We will need to follow that through because it is important.  On paper, we are being presented with a stark increase, and we need to drill down on that to get the correct picture.  Again, that goes to the heart of the point that I think Jim is making, that we need to satisfy ourselves that all the relevant and appropriate mechanisms are in place to prevent these types of problems from continuing.

 

Mr Allister: Why are underpayments classified as irregular and overpayments are not?

 

Mr Donnelly: It is the other way around.  Oh, sorry, do you want to take that?

 

Mr Wilkinson: They are both counted as irregular.

 

Mr Allister: Sorry, at the bottom of page 25, the report states:

 

"All of the overpayments are irregular, whereas only underpayments made as a result of official error are deemed irregular."

 

Mr Wilkinson: Yes.  All overpayments are irregular, and underpayments due to official error are irregular.  An underpayment due to a customer error, for example, is not irregular.

 

Mr Allister: Yes, I understand now.

 

The Chairperson: Kieran, Tomas, Brandon and Anu, I thank you for attending the Committee this morning and helping us in our deliberations, particularly in relation to phase 2 but dealing with the other matters as well.

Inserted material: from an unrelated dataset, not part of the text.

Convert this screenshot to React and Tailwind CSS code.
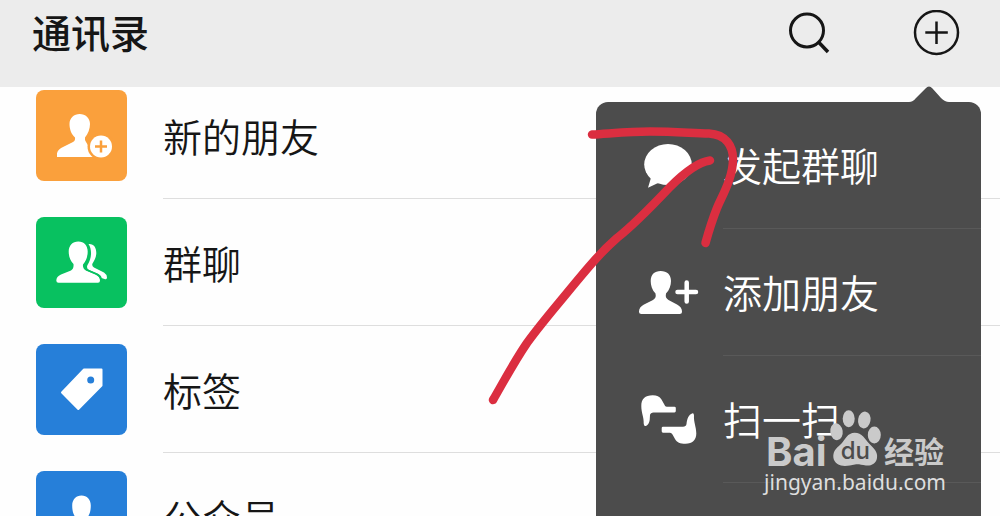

You will appreciate that there are a number of substantive issues that we have covered this morning and we will deal with them one by one, partly as a result of this inquiry and sometimes separately, although they are in a way all inter-related in one way or another.  We need to stick to our processes.  You will appreciate that we will probably follow up on some of the questions in writing and invite you back again.

 

Mr Donnelly: Chair, we are happy to answer further written queries.

 

The Chairperson: OK, Kieran, I thank you and your team.